The September 11 commission concluded last year that some Al Qaeda operatives had trained in a Hezbollah compound in the Bekaa Valley. A staff report released by the commission in June speculates that Hezbollah and Al Qaeda, along with Iran, may have collaborated on the 1996 bombing of an American Air Force barracks in Saudi Arabia known as Khobar Towers. A former FBI director, Louis Freeh, in sworn court testimony last year, implicated former senior Iranian government officials in the attack. Hezbollah's attacks against America through the years led a former deputy secretary of state, Richard Armitage, to say the organization owed America a "blood debt," promising that its "time will come" in a press conference on September 5, 2002, in Brussels.

That blood debt in particular is owed by Imad Mugniyah, who is regarded as the chief architect of the 1983 truck bombings and is one of the FBI's most wanted men. Mr. Bearden said he pressed the leader of the Hezbollah delegation about Mr. Mugniyah.

"I hit him pretty hard on the Mugniyah business.
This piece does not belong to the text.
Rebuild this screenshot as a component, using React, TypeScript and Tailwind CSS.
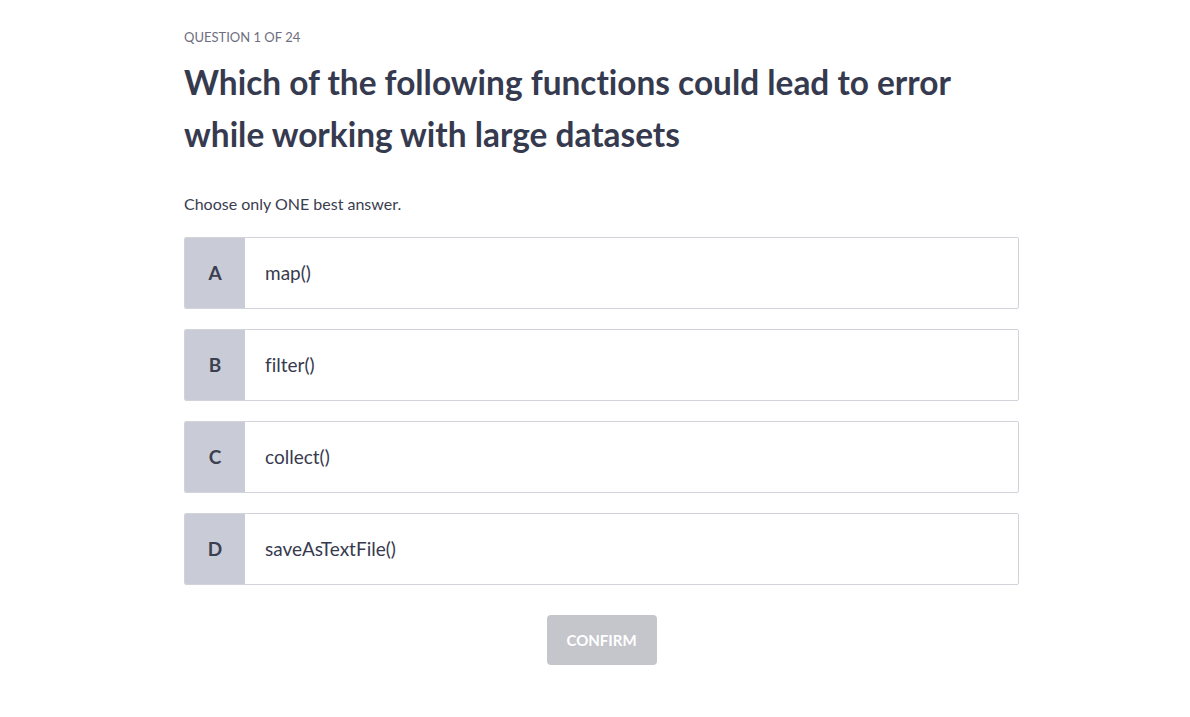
const options = [
  { letter: 'A', text: 'map()' },
  { letter: 'B', text: 'filter()' },
  { letter: 'C', text: 'collect()' },
  { letter: 'D', text: 'saveAsTextFile()' },
];

export default function App() {
  return (
    <div className="min-h-screen bg-white font-['Lato','Noto_Sans',sans-serif] text-[#373a4e] [font-variant-ligatures:none]">
      <div className="ml-[184px] w-[835px] pt-[28px]">
        <div className="text-[13px] leading-[18px] uppercase text-[#6e6e80]">Question 1 of 24</div>
        <h1 className="mt-[10px] text-[33.4px] leading-[52px] font-bold text-[#363a4f]">
          Which of the following functions could lead to error while working with large datasets
        </h1>
        <p className="mt-[32px] text-[16px] leading-[24px] text-[#3a3d4f]">Choose only ONE best answer.</p>
        <div className="mt-[21px] flex flex-col gap-[20px]">
          {options.map((o) => (
            <button
              key={o.letter}
              className="flex h-[72px] w-full items-stretch overflow-hidden rounded-[2px] border border-[#d2d3da] bg-white text-left"
            >
              <span className="flex w-[60px] items-center justify-center bg-[#c9ccd6] text-[19px] font-bold text-[#3b3f52]">
                {o.letter}
              </span>
              <span className="flex items-center pl-[20px] text-[19px] text-[#373a4e]">{o.text}</span>
            </button>
          ))}
        </div>
        <div className="mt-[30px] flex justify-center">
          <button className="h-[50px] w-[110px] rounded-[4px] bg-[#c5c6cc] text-[15px] font-bold uppercase text-white">
            Confirm
          </button>
        </div>
      </div>
    </div>
  );
}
His first reaction was the 1982-to-1985 period was difficult and undisciplined. He was trying to walk away from it that way," Mr. Bearden said. "He paused and said that blood is not on Hezbollah's hands. The thought to me is he has some formulation in his mind that allows him to say that with a straight face. My sense was that he was saying Mugniyah was never our guy, but Mugniyah was Iran's guy."

Mr. Fuller said any potential for improved ties between America and Hezbollah would depend on addressing the issue of Mr. Mugniyah.

Some former CIA officers with experience in the Middle East said the initiative will not work.

The founder of the CIA's counterterrorism center, Duane Clarridge, said: "To have a modicum of success, the agendas of both parties have to be beginning to intersect. I'm not so sure that Hezbollah and Hamas are ready for that."

Similarly, a protege of Mr. Clarridge who worked for years at the CIA to find Mr. Mugniyah, Robert Baer, said: "America and Hezbollah are too far apart on the issue of Jerusalem right now."

Mr. Baer also said, however, that it was significant that Hezbollah would be meeting with former CIA officers and would say it was open to talks with America.

"Hezbollah is convinced the CIA set off a car bomb that almost killed Fadlallah. I don't think they did. I know the Lebanese who did this, but this is the kind of suspicion Hezbollah has to overcome."

The vice chairman of the Conference of Presidents of Major American Jewish Organizations, Malcolm Hoenlein, said last week that he was concerned the outreach could be a "stalking horse for the European Union."

"Does this give them a legitimate way to deal with Hezbollah before they have taken any steps to reduce terrorist activities?" he said. "It gives the appearance that this is more than an unofficial study group - the nature of the participants gives it the appearance that it is much more official."

Mr. Crooke insisted that the initiative was strictly a private matter and that there had been no formal government coordination for last month's talks.

General Harari, however, said the meetings indicate a new desperation for the terrorist groups involved.

"The American army is still in Iraq. Syria is under big pressure as a sponsor in Lebanon. They see European state after state putting Hamas and Hezbollah on the blacklist," he said. "They see how the Russians understand the terror better after the terrible events in Beslan. They see what happens in Saudi Arabia - the main source of money will dry up. They see in Jordan the regime is strengthening its hold on the Islamic movement. The overall view is that they are going to have a very tough process between two and three years from now. This is a way for these groups to whiten their image and say they are not terrorists."

Mr. Fuller said that Hezbollah leaders were open to future meetings with the delegation of Americans and Europeans, and that future meetings were being considered.